With network rendering and cloud rendering, it is important to know the underlying renderer’s technology. To accelerate jobs on a CPU-based renderer like Luxion Keyshot, you would need to designate more CPU cores to the network cluster or the cloud-hosted cluster. By contrast, GPU-accelerated renderers like Octane, Iray, Chaos Group’s V-Ray and Nextlimit’s Maxwell are significantly accelerated by GPU cores.
Remote rendering is also available in browser-based options from vendors such as Clara.io and Lagoa. The software-as-a-service style renderers usually let you upload your 3D CAD model to the server, apply materials and backgrounds, then finish the rendering job online. With this approach, the computing power of the user’s own device is irrelevant. Therefore, those working from Google Chromebooks, iPads or tablets may remotely render complex scenes without being hampered by the lack of cores in their own system.

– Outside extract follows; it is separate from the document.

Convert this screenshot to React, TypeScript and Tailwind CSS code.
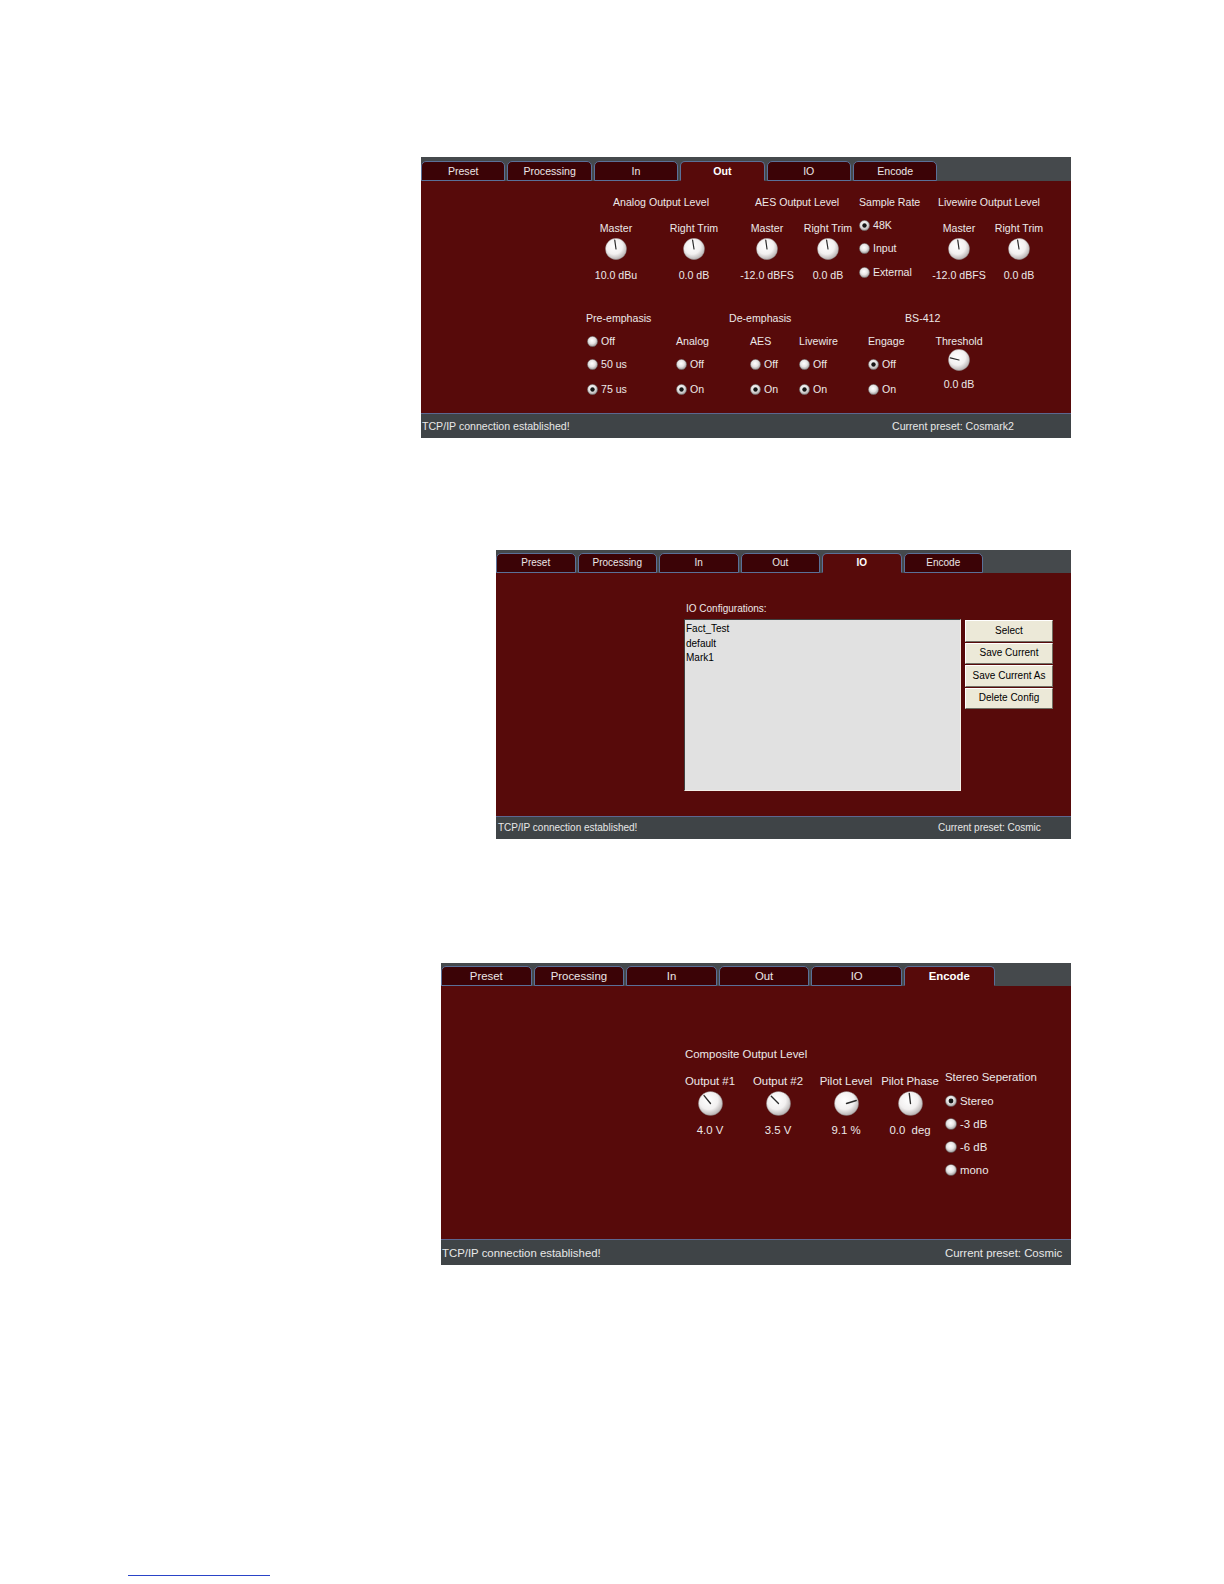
import { useId } from "react";

const FONT = { fontFamily: '"Liberation Sans", Arial, sans-serif' };

function Knob({ size, angle }: { size: number; angle: number }) {
  const id = useId();
  const rad = (angle * Math.PI) / 180;
  const x2 = 12 + 9.8 * Math.sin(rad);
  const y2 = 12 - 9.8 * Math.cos(rad);
  return (
    <svg width={size} height={size} viewBox="0 0 24 24" className="block">
      <defs>
        <radialGradient id={id} cx="42%" cy="36%" r="70%">
          <stop offset="0" stopColor="#ffffff" />
          <stop offset="0.55" stopColor="#f2f0f0" />
          <stop offset="1" stopColor="#a9a4a4" />
        </radialGradient>
      </defs>
      <circle cx="12" cy="12" r="11.6" fill={`url(#${id})`} stroke="#7a6a6a" strokeWidth="0.4" />
      <line x1="12" y1="12" x2={x2} y2={y2} stroke="#2b2b2b" strokeWidth="1.3" strokeLinecap="round" />
    </svg>
  );
}

function RadioDot({ size, checked }: { size: number; checked?: boolean }) {
  const id = useId();
  return (
    <svg width={size} height={size} viewBox="0 0 12 12" className="block shrink-0">
      <defs>
        <radialGradient id={id} cx="45%" cy="40%" r="65%">
          <stop offset="0" stopColor="#ffffff" />
          <stop offset="0.5" stopColor="#e6e4e4" />
          <stop offset="1" stopColor="#8e8a8a" />
        </radialGradient>
      </defs>
      <circle cx="6" cy="6" r="5.6" fill={`url(#${id})`} stroke="#5a4e4e" strokeWidth="0.5" />
      {checked && <circle cx="6" cy="6" r="2.4" fill="#151515" />}
    </svg>
  );
}

function Radio({ label, checked, size, className }: { label: string; checked?: boolean; size: number; className: string }) {
  return (
    <div className={`flex items-center gap-[3px] whitespace-nowrap ${className}`}>
      <RadioDot size={size} checked={checked} />
      <span>{label}</span>
    </div>
  );
}

function Tabs({ active, tabClass }: { active: string; tabClass: string }) {
  const names = ["Preset", "Processing", "In", "Out", "IO", "Encode"];
  return (
    <>
      {names.map((n) => (
        <div
          key={n}
          className={`${tabClass} shrink-0 flex items-center justify-center rounded-t-[5px] border border-[#5a7098] ${
            n === active
              ? "bg-[#570a0a] border-b-[#570a0a] font-bold text-white"
              : "bg-[#3b0306] text-[#ebe6e6]"
          }`}
        >
          {n}
        </div>
      ))}
    </>
  );
}

function OutPanel() {
  const knob = "w-[56px] shrink-0 flex flex-col items-center mt-[13px]";
  return (
    <div className="ml-[421px] pt-[157px] w-[650px] text-[10.6px] leading-[13px] text-[#ece8e8]">
      <div className="h-[24px] bg-[#45494c] flex items-end gap-[2px]">
        <Tabs active="Out" tabClass="w-[84.4px] h-[20px]" />
      </div>
      <div className="h-[232px] bg-[#570a0a] pt-[14.5px]">
        <div className="flex h-[13px] whitespace-nowrap">
          <span className="ml-[192px] w-[142px] shrink-0">Analog Output Level</span>
          <span className="w-[104px] shrink-0">AES Output Level</span>
          <span className="w-[79px] shrink-0">Sample Rate</span>
          <span>Livewire Output Level</span>
        </div>
        <div className="flex items-start whitespace-nowrap">
          {[
            { l: "Master", v: "10.0 dBu", a: -8, m: "ml-[167px]" },
            { l: "Right Trim", v: "0.0 dB", a: -9, m: "ml-[22px]" },
            { l: "Master", v: "-12.0 dBFS", a: -8, m: "ml-[17px]" },
            { l: "Right Trim", v: "0.0 dB", a: -9, m: "ml-[5px]" },
          ].map((k, i) => (
            <div key={i} className={`${knob} ${k.m}`}>
              <span className="h-[13px]">{k.l}</span>
              <div className="mt-[3.5px]">
                <Knob size={22} angle={k.a} />
              </div>
              <span className="mt-[8.5px] h-[13px]">{k.v}</span>
            </div>
          ))}
          <div className="ml-[3px] w-[72px] shrink-0 mt-[5px]">
            <Radio size={11} checked label="48K" className="h-[23.5px]" />
            <Radio size={11} label="Input" className="h-[23.5px]" />
            <Radio size={11} label="External" className="h-[23.5px]" />
          </div>
          {[
            { l: "Master", v: "-12.0 dBFS", a: -8, m: "" },
            { l: "Right Trim", v: "0.0 dB", a: -9, m: "ml-[4px]" },
          ].map((k, i) => (
            <div key={i} className={`${knob} ${k.m}`}>
              <span className="h-[13px]">{k.l}</span>
              <div className="mt-[3.5px]">
                <Knob size={22} angle={k.a} />
              </div>
              <span className="mt-[8.5px] h-[13px]">{k.v}</span>
            </div>
          ))}
        </div>

        <div className="flex h-[13px] mt-[27.5px] whitespace-nowrap">
          <span className="ml-[165px] w-[143px] shrink-0">Pre-emphasis</span>
          <span className="w-[176px] shrink-0">De-emphasis</span>
          <span>BS-412</span>
        </div>
        <div className="flex items-start mt-[5px] whitespace-nowrap">
          <div className="ml-[166px] w-[89px] shrink-0">
            <Radio size={11} label="Off" className="h-[23px]" />
            <Radio size={11} label="50 us" className="h-[23px]" />
            <Radio size={11} checked label="75 us" className="h-[27px]" />
          </div>
          {[
            { t: "Analog", on: true, w: "w-[74px]" },
            { t: "AES", on: true, w: "w-[49px]" },
            { t: "Livewire", on: true, w: "w-[69px]" },
            { t: "Engage", on: false, w: "w-[63px]" },
          ].map((c) => (
            <div key={c.t} className={`${c.w} shrink-0`}>
              <div className="h-[23px] flex items-center">{c.t}</div>
              <Radio size={11} checked={!c.on} label="Off" className="h-[23px]" />
              <Radio size={11} checked={c.on} label="On" className="h-[27px]" />
            </div>
          ))}
          <div className="w-[56px] shrink-0 flex flex-col items-center">
            <span className="mt-[5px] h-[13px]">Threshold</span>
            <div className="mt-[1.5px]">
              <Knob size={22} angle={-76} />
            </div>
            <span className="mt-[6.5px] h-[13px]">0.0 dB</span>
          </div>
        </div>
      </div>
      <div className="h-[25px] bg-[#3f4447] border-t border-[#5c6790] flex items-center text-[#e8e8e8] whitespace-nowrap">
        <span className="w-[471px] shrink-0 pl-[1px]">TCP/IP connection established!</span>
        <span>Current preset: Cosmark2</span>
      </div>
    </div>
  );
}

function IoPanel() {
  const btn =
    "h-[21.5px] bg-[#ece9d8] border border-t-white border-l-white border-b-[#716f64] border-r-[#716f64] flex items-center justify-center text-black";
  return (
    <div className="ml-[496px] mt-[112px] w-[575px] text-[10px] leading-[12px] text-[#ece8e8]">
      <div className="h-[23px] bg-[#45494c] flex items-end gap-[2px]">
        <Tabs active="IO" tabClass="w-[79.5px] h-[20px]" />
      </div>
      <div className="h-[243px] bg-[#570a0a] pt-[30px]">
        <div className="pl-[190px] h-[12px]">IO Configurations:</div>
        <div className="flex items-start mt-[4px]">
          <div className="ml-[188px] w-[277px] h-[172px] shrink-0 bg-[#e1e1e1] border border-t-[#404040] border-l-[#404040] border-b-[#f4f0e8] border-r-[#f4f0e8] pt-[2px] pl-[1px] text-black leading-[14.5px]">
            <div>Fact_Test</div>
            <div>default</div>
            <div>Mark1</div>
          </div>
          <div className="ml-[4px] mt-[1px] w-[88px] shrink-0 flex flex-col gap-[1px] whitespace-nowrap">
            <div className={btn}>Select</div>
            <div className={btn}>Save Current</div>
            <div className={btn}>Save Current As</div>
            <div className={btn}>Delete Config</div>
          </div>
        </div>
      </div>
      <div className="h-[23px] bg-[#3f4447] border-t border-[#5c6790] flex items-center text-[#e8e8e8] whitespace-nowrap">
        <span className="w-[442px] shrink-0 pl-[2px]">TCP/IP connection established!</span>
        <span>Current preset: Cosmic</span>
      </div>
    </div>
  );
}

function EncodePanel() {
  const knobs = [
    { l: "Output #1", v: "4.0 V", a: -39, m: "" },
    { l: "Output #2", v: "3.5 V", a: -45, m: "ml-[4px]" },
    { l: "Pilot Level", v: "9.1 %", a: 73, m: "ml-[4px]" },
    { l: "Pilot Phase", v: "0.0  deg", a: -7, m: "" },
  ];
  return (
    <div className="ml-[441px] mt-[124px] w-[630px] text-[11.4px] leading-[14px] text-[#ece8e8]">
      <div className="h-[23px] bg-[#45494c] flex items-end gap-[2px]">
        <Tabs active="Encode" tabClass="w-[90.6px] h-[20px]" />
      </div>
      <div className="h-[253px] bg-[#570a0a] pt-[61px] flex items-start whitespace-nowrap">
        <div className="ml-[237px] flex flex-col">
          <span className="pl-[7px] h-[14px]">Composite Output Level</span>
          <div className="flex mt-[13px]">
            {knobs.map((k) => (
              <div key={k.l} className={`w-[64px] shrink-0 flex flex-col items-center ${k.m}`}>
                <span className="h-[14px]">{k.l}</span>
                <div className="mt-[2.5px]">
                  <Knob size={25} angle={k.a} />
                </div>
                <span className="mt-[7.5px] h-[14px] whitespace-pre">{k.v}</span>
              </div>
            ))}
          </div>
        </div>
        <div className="ml-[3px] mt-[23px] flex flex-col">
          <span className="h-[14px]">Stereo Seperation</span>
          <div className="mt-[5.5px]">
            <Radio size={12} checked label="Stereo" className="h-[23px]" />
            <Radio size={12} label="-3 dB" className="h-[23px]" />
            <Radio size={12} label="-6 dB" className="h-[23px]" />
            <Radio size={12} label="mono" className="h-[23px]" />
          </div>
        </div>
      </div>
      <div className="h-[26px] bg-[#3f4447] border-t border-[#5c6790] flex items-center text-[#e8e8e8] whitespace-nowrap">
        <span className="w-[504px] shrink-0 pl-[1px]">TCP/IP connection established!</span>
        <span>Current preset: Cosmic</span>
      </div>
    </div>
  );
}

export default function App() {
  return (
    <div className="w-[1224px] h-[1584px] bg-white overflow-hidden" style={FONT}>
      <OutPanel />
      <IoPanel />
      <EncodePanel />
      <div className="ml-[128px] mt-[310px] w-[142px] h-px bg-[#2a44c8]" />
    </div>
  );
}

Whereas vendors like Clara.io and Lagoa offer robust model-preparing and editing tools, material libraries and high-definition backgrounds to build a scene from the ground up (so to speak), vendors like Rendercore offer on-demand, remote hardware without any online rendering software. The company’s tiered pricing is based on priority—the speed with which you want your job to be completed. Premium (high priority) jobs are priced $0.25 per core per hour; economy (low priority) jobs are $0.15 per core per hour. With monthly and weekly passes (monthly, $379; weekly, $139 per node), the per-core pricing can be as low as $0.01 per GHz hour.